Many times this type of “sittin’ and thinkin” scene is so loaded with backstory that readers don’t know when the real story begins—or worse, they don’t care. Let’s look at some ways to fix this kind of Writing that comes across as “nothin’ happenin’.”

The Wilson Principle

To hook your readers and get the story going quickly, your POV character needs someone to interact with. If you write only her thoughts, she has no one who will disagree with her. There is no variety or stimulating action. Just the character sitting, thinking. While an occasional scene opening this way can have a place in a novel, writers risk losing readers’ interest by taking this approach.

In the movie Castaway, Tom Hanks finds himself marooned on a desert island. He has no one to talk to, no one to interact with. That’s why he invents Wilson, the volleyball. He draws a face on this ball and gives him some seaweed hair. Voila! Tom Hanks’s character has a sidekick.

In the film, Wilson becomes someone for Hanks to confide in, get angry at, and set off a range of emotions. In your novel, getting at least one more character on stage with your POV character gives this same advantage. Readers are enlivened through the possibilities of dialog, body language, and physical action. You can sprinkle a touch of backstory here, but you no longer must rely so heavily on character memories, which, especially in chapter 1, have little significance to readers.

When you write a scene, note the number of other characters on stage. If your main character is alone, she’ll either have to talk to herself out loud or else play out the purpose of the scene through her thoughts. People are the usual choice to join your character, but pets or even a personified volleyball can provide a way to include dialog and action in your scene. Use the Wilson Principle to keep your audience engaged.

Create a Red Wine Disaster

Another way to start in the middle is to open the scene just before the conflict heats up. If you picture a lady wearing a white evening gown, sitting alone in a restaurant, you might not be very interested. If the same lady orders red wine—still not very unusual. But what if the steward trips as he’s bringing the wine glass on a tray? Now you might be mildly interested, especially if the waiter bobbles it around. If the wine arcs out of the glass, you suspect something is going to happen. And if the wine heads directly toward the white gown, you know there will be conflict and tension (and a wine-stained dress!).

With this illustration, it’s easy to see that the real action starts just before the wine hits the dress. Readers won’t know how she will react, and they’ll be reading to find out.

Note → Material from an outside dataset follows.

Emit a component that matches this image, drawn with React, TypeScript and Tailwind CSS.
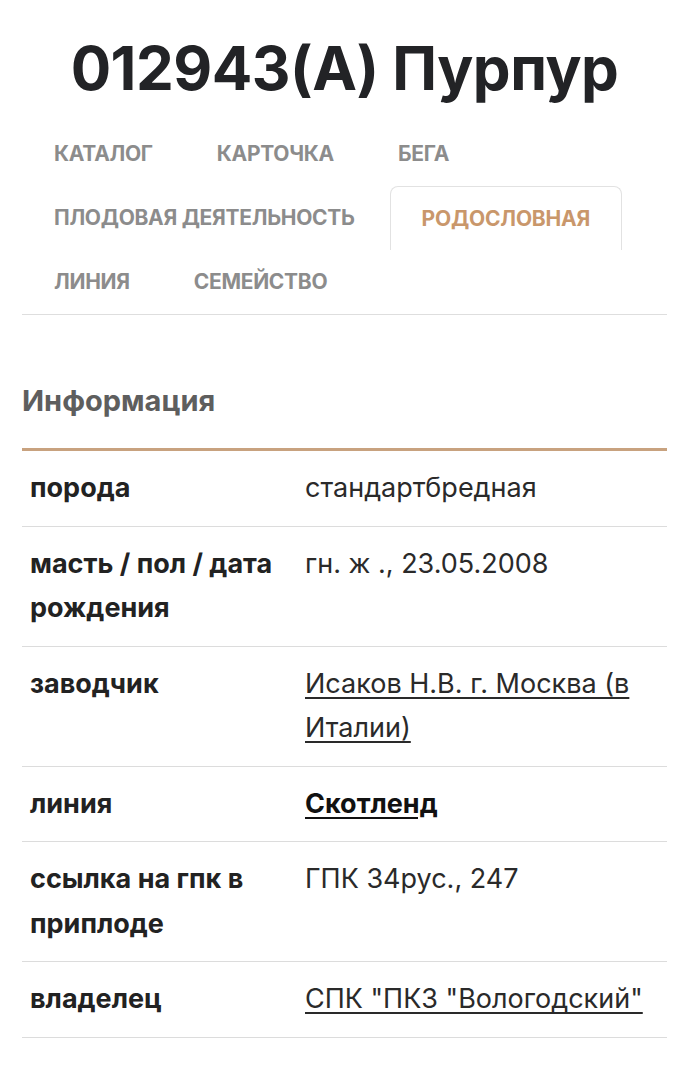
const TABS: { label: string; active?: boolean }[][] = [
  [{ label: "КАТАЛОГ" }, { label: "КАРТОЧКА" }, { label: "БЕГА" }],
  [{ label: "ПЛОДОВАЯ ДЕЯТЕЛЬНОСТЬ" }, { label: "РОДОСЛОВНАЯ", active: true }],
  [{ label: "ЛИНИЯ" }, { label: "СЕМЕЙСТВО" }],
];

type Row = { label: string; value: string; kind?: "link" | "strong" };

const ROWS: Row[] = [
  { label: "порода", value: "стандартбредная" },
  { label: "масть / пол / дата рождения", value: "гн. ж ., 23.05.2008" },
  { label: "заводчик", value: "Исаков Н.В. г. Москва (в Италии)", kind: "link" },
  { label: "линия", value: "Скотленд", kind: "strong" },
  { label: "ссылка на гпк в приплоде", value: "ГПК 34рус., 247" },
  { label: "владелец", value: 'СПК "ПКЗ "Вологодский"', kind: "link" },
];

export default function App() {
  return (
    <div className="min-h-screen bg-white px-[22px] font-['Inter',sans-serif] text-[#222]">
      <h1 className="pt-[26px] text-center text-[60px] leading-[84px] font-bold tracking-[-0.5px] text-[#222326]">
        012943(A) Пурпур
      </h1>

      <nav className="mt-[12px] border-b border-[#dedede]">
        {TABS.map((row, i) => (
          <div key={i} className="flex">
            {row.map((t) =>
              t.active ? (
                <span
                  key={t.label}
                  className="h-[64px] flex items-center px-[31px] ml-[3px] border border-b-0 border-[#e2e2e2] rounded-t-[8px] text-[21px] font-bold tracking-[-0.2px] text-[#c9976b]"
                >
                  {t.label}
                </span>
              ) : (
                <span
                  key={t.label}
                  className="h-[64px] flex items-center px-[32px] text-[21px] font-bold tracking-[-0.3px] text-[#8c8c8c]"
                >
                  {t.label}
                </span>
              )
            )}
          </div>
        ))}
      </nav>

      <h2 className="mt-[68px] text-[29px] leading-[36px] font-bold text-[#5e5e5e]">Информация</h2>

      <table className="mt-[29px] w-full border-t-[3px] border-[#c8a27f] border-collapse">
        <tbody>
          {ROWS.map((r) => (
            <tr key={r.label} className="border-b border-[#dcdcdc]">
              <td className="w-[283px] align-top pl-[8px] pr-[10px] py-[15px] text-[27px] leading-[44.5px] font-bold text-[#222]">
                {r.label}
              </td>
              <td className="align-top pr-[6px] py-[15px] text-[27px] leading-[44.5px] text-[#2a2a2a]">
                {r.kind === "link" ? (
                  <a className="underline underline-offset-[4px] decoration-[1.5px]">{r.value}</a>
                ) : r.kind === "strong" ? (
                  <a className="underline underline-offset-[4px] decoration-[1.5px] font-bold text-[#111]">{r.value}</a>
                ) : (
                  r.value
                )}
              </td>
            </tr>
          ))}
        </tbody>
      </table>
    </div>
  );
}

Beginning your scenes just before something big occurs will tantalize readers to keep reading. You’d think readers would want to know as much as you do about the character and as soon as possible. But the opposite is generally true. Readers are willing to trade information for excitement, for the “what will happen next?” feeling. You can use the Red Wine Rule to keep much of the action out of your character’s head (and memories) and act out that action directly onstage.

A word about dreams: Many writers start a novel based on a powerful dream. That’s fine, but when you allow your character to chronicle a dream, you force readers back into the character’s head. A dream has to be a memory (read: backstory). If you must include a dream, keep it as brief as possible and try to have your character tell someone about it rather than simply narrating to readers.

The “No Crystal Ball” Rule

Another way writers sabotage their scenes is by interrupting the action and inserting knowledge the POV character cannot possibly know at that time. You can spot this flaw by looking for some future time reference: “Later, Meg would realize she already knew him.” or “In a few moments, Sylvia would learn just how much she hated broccoli.”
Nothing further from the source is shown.